No nos detenemos mucho en la necrópolis porque nos decepciona, pese a la importancia que se la supone tiene para los arqueólogos. Al fondo, un farallón montañoso aparece en toda su longitud, desnudamente bello, mostrando uno de esos llamados “uadis”, (como el desfiladero de la entrada a Petra, en Jordania), y que al parecer comunicaban Abidos con un gran oasis que sigue al otro lado, sólo que a bastante distancia. Por esa grieta penetraron, hace más de cinco mil años los primeros saqueadores de tumbas, que fueron expulsados enseguida. Pero a partir de los saqueos, los faraones se limitaron a dejar aquí sus cenotafios para enterrar en ellos a sus seres más cercanos, esposas y servidores, mientras sus restos se enterraron con mayores seguridades en el Delta, lejos del peligro libio, en tumbas mucho más sólidas a las que llaman “mastabas”, las cuales superpuestas unas sobre otras dieron lugar a la primera pirámide (que también visitaremos antes de volver a España): la escalonada de Saqqara.

 

No obstante, en Abidos quedan, descubiertos o por descubrir, bastantes restos de túmulos y tumbas, además de los citados cenotafios para albergar la parte espiritual y algunas vísceras de los faraones. El resto del cuerpo, dicho está, lo hacían reposar principalmente en Saqqara, y después en Guiza, en el entorno de las tres famosas pirámides (que visitaremos cuando estemos alojados en el Meridien Hotel (muy cerca de ellas).


Siguiendo en Abidos, como el primitivo santuario de Osiris de hace cinco mil años desapareció a los pocos siglos de construirse con materiales perecederos,  fue también Seti I quien impulsó la construcción de un nuevo “Osirión” en piedra perdurable. Y en este lugar de peregrinación fue donde ya comenzó a hablarse de pirámides, porque los sacerdotes venidos de todo Egipto, consensuaron la creencia de que, en la creación del universo, la colina que emerge del caos por obra del Creador es una pirámide que anula el caos primordial, y estaba rodeada totalmente de las aguas que propiciarían la vida de humanos, animales y plantas. Además fue compartida por todos la seguridad de que, en la cúspide de dicha pirámide primigenia comenzó a brillar el sol.  (En Guiza, veremos algo parecido en el templo del valle de la Pirámide de Kefren. Aunque los pilares del patio de aquí son menos estilizados, resultan más ciclópeos, quizá porque son más modernos que los de Guiza, pero es la misma sensación de desnudez, de construcción inacabada, de aparentar el caos de antes de la creación, en el que todo está por hacer). 

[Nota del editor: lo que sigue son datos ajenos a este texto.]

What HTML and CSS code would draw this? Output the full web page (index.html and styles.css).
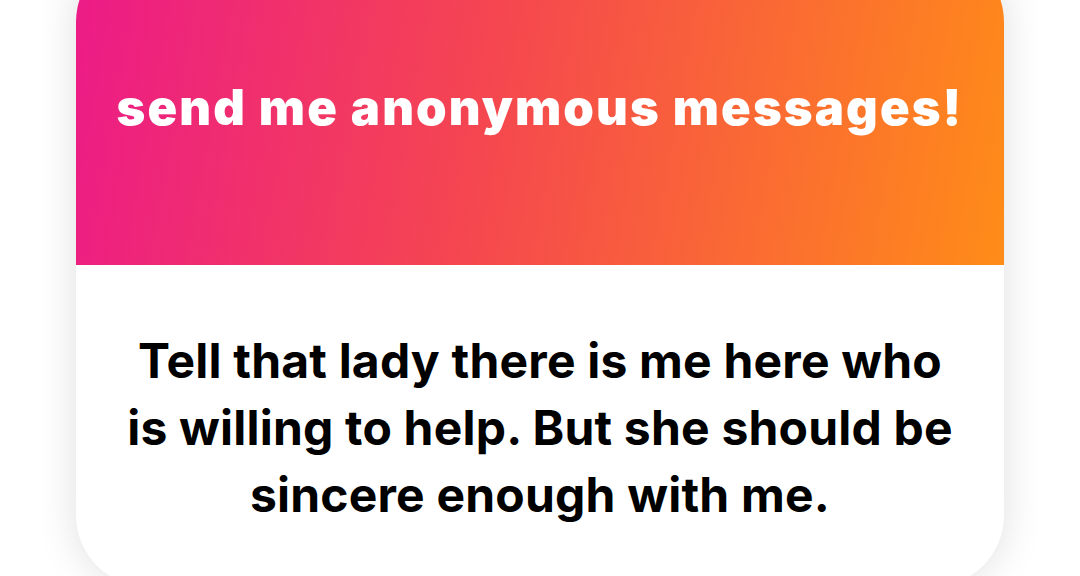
FILE: index.html
```html
<!DOCTYPE html>
<html>
<head>
<meta charset="utf-8">
<link rel="stylesheet" href="styles.css">
</head>
<body>
<div class="card">
  <div class="header">
    <h1 class="title">send me anonymous messages!</h1>
  </div>
  <div class="content">
    <p class="message">Tell that lady there is me here who<br>is willing to help. But she should be<br>sincere enough with me.</p>
  </div>
</div>
</body>
</html>
```
FILE: styles.css
```css
html, body {
  margin: 0;
  padding: 0;
  background: #ffffff;
  width: 1080px;
  height: 576px;
  overflow: hidden;
}
.card {
  width: 928px;
  margin: -50px 0 0 76px;
  border-radius: 72px;
  overflow: hidden;
  background: #ffffff;
  box-shadow: 0 0 40px rgba(0, 0, 0, 0.13);
}
.header {
  height: 315px;
  display: flex;
  align-items: center;
  justify-content: center;
  background: linear-gradient(100deg, #ec1a88 0%, #f5474f 45%, #ff8c18 100%);
}
.title {
  margin: 0;
  color: #ffffff;
  font-family: Inter, "Noto Sans", sans-serif;
  font-weight: 900;
  font-size: 49px;
  line-height: normal;
  letter-spacing: 2.1px;
  white-space: nowrap;
}
.content {
  padding: 62px 0 59px 0;
}
.message {
  margin: 0;
  text-align: center;
  color: #000000;
  font-family: Inter, "Noto Sans", sans-serif;
  font-weight: 700;
  font-size: 48px;
  line-height: 67px;
  letter-spacing: 0.2px;
}
```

De vuelta, ya dentro del microbús que rueda a toda velocidad hacia el barco, porque se ha hecho tardísimo y habremos de comer antes de salir de nuevo a ver más cosas, el guía explica que el halcón Horus, simboliza el cielo, pues cubre la tierra con sus alas protectoras y la ilumina con sus ojos, el sol y la luna. Resulta que la luna brilla menos porque el malvado Seth dejó tuerto a su sobrino, en una de sus frecuentes peleas (al parecer Horus le arrancó a él un brazo). Eso y otras fabulaciones parecidas creían nuestros remotos antepasados. Mitos. Las gentes sencillas necesitaban mitos para transcender sus amargas realidades. Aún hoy en día, sin echarle imaginación difícilmente se puede seguir viviendo con plenitud.